►

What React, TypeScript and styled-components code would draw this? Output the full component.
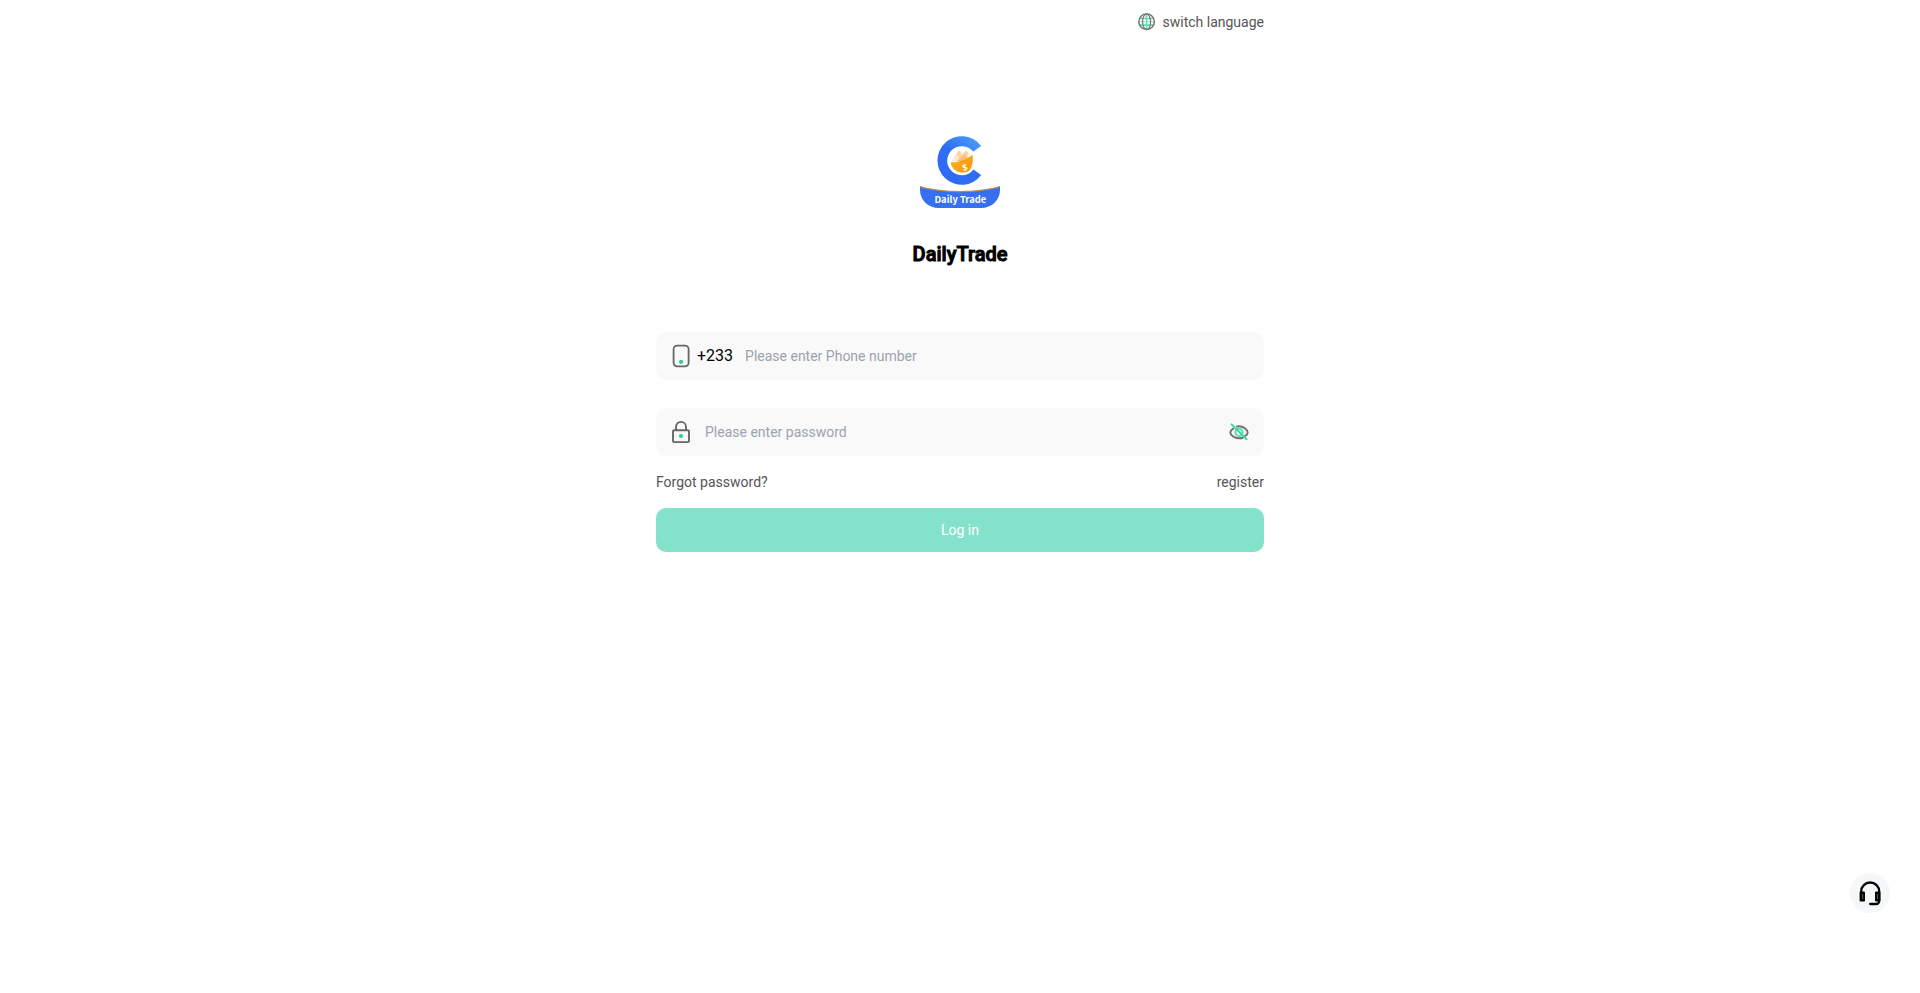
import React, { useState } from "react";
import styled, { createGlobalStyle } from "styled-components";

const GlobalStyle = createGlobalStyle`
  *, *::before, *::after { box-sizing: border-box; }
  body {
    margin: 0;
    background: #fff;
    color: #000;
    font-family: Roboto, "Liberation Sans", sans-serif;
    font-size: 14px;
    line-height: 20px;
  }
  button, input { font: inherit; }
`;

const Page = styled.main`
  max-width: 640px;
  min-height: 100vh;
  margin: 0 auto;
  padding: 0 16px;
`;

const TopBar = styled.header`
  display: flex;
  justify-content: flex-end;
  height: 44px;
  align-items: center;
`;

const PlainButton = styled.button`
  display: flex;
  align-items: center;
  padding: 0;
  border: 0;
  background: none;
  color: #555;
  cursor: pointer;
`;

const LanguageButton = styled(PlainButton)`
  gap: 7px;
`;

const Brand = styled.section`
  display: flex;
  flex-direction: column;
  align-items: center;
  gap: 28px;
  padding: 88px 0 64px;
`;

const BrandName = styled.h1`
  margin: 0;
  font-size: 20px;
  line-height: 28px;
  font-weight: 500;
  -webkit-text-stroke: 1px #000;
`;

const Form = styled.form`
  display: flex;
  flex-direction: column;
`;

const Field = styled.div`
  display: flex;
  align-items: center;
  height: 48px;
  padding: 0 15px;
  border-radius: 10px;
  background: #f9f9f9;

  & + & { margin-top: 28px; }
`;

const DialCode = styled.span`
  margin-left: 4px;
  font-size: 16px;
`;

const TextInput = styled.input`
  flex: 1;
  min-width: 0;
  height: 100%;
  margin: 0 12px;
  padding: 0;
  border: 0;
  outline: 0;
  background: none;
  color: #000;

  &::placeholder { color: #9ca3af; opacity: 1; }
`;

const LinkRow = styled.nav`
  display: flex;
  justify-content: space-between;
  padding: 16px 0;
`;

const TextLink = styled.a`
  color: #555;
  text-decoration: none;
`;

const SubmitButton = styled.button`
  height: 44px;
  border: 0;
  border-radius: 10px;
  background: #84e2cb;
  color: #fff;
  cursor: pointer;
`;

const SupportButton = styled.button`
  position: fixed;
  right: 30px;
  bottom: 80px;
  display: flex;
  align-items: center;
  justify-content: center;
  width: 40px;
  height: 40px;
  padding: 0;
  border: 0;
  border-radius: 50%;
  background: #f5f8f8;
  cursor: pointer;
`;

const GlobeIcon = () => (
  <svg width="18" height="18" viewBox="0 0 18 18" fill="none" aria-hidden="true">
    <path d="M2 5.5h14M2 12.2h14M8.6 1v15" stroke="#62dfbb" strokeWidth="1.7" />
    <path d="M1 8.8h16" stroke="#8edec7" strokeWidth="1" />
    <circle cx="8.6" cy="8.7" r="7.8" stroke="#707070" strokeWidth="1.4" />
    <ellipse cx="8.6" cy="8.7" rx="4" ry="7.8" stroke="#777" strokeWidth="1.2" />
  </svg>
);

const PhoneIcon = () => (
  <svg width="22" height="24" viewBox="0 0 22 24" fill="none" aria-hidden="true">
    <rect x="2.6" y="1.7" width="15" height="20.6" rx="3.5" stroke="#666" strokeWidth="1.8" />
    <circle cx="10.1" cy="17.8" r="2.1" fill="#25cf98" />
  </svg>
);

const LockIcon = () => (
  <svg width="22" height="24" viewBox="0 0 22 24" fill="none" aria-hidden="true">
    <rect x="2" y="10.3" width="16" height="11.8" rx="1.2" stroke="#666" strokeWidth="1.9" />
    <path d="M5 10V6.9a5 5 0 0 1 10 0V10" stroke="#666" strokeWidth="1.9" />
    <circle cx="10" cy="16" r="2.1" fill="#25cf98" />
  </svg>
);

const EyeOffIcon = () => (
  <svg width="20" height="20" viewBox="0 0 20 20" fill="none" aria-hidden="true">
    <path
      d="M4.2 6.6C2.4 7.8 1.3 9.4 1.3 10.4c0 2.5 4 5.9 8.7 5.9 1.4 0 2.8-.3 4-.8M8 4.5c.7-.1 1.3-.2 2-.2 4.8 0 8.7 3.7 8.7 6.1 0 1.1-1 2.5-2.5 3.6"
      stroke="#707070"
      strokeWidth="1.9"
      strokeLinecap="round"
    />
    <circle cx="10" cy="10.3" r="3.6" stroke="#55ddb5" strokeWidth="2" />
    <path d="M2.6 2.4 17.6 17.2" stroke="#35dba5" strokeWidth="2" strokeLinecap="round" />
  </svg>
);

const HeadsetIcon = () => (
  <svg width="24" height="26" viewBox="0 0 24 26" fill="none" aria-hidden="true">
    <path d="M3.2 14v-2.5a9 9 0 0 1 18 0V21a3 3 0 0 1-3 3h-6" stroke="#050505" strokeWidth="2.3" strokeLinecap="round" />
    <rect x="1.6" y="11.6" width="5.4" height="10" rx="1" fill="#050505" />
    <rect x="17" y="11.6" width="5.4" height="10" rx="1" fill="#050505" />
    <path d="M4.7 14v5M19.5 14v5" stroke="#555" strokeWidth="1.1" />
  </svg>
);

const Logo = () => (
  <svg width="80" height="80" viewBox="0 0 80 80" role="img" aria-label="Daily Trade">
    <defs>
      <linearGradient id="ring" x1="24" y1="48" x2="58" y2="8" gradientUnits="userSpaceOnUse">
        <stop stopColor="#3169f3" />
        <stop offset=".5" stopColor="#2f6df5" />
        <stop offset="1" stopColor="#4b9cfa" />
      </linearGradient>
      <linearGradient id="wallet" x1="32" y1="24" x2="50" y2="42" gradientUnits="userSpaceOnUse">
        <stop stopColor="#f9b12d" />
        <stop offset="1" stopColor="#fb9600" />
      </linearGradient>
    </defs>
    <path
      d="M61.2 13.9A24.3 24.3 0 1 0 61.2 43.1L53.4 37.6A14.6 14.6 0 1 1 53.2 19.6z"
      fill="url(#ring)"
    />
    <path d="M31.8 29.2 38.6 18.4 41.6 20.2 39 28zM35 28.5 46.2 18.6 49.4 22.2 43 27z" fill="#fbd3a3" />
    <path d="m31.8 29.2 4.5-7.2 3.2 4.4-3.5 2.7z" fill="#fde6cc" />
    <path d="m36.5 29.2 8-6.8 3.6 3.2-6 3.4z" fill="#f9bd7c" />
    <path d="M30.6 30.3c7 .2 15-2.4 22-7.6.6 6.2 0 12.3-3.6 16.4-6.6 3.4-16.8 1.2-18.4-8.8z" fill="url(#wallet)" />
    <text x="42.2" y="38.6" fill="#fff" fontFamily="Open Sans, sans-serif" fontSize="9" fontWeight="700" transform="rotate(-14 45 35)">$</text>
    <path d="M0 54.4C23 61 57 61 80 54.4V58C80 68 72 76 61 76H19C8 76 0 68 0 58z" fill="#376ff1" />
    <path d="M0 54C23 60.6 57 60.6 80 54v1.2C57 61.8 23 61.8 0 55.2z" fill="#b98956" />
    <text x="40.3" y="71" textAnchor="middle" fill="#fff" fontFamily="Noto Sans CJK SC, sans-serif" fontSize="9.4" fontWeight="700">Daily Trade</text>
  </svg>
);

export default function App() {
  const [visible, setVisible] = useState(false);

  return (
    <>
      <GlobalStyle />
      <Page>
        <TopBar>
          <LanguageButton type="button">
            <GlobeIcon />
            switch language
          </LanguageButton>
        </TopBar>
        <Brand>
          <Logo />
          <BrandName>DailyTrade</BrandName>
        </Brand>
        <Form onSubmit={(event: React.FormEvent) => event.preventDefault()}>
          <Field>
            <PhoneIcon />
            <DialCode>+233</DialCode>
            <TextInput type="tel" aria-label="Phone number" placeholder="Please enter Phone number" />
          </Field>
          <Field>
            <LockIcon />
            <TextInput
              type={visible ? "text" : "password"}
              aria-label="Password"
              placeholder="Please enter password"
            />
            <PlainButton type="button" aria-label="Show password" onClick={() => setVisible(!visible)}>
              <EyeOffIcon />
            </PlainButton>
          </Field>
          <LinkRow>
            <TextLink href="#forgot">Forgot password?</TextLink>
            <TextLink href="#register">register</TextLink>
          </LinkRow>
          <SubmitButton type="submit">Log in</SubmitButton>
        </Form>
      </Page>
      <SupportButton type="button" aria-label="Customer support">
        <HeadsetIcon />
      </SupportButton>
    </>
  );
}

◄

What to work on. Where a line in the material above holds "components", copy that line.

Solution to this exercise.
What React, TypeScript and styled-components code would draw this? Output the full component.
import styled, { createGlobalStyle } from "styled-components";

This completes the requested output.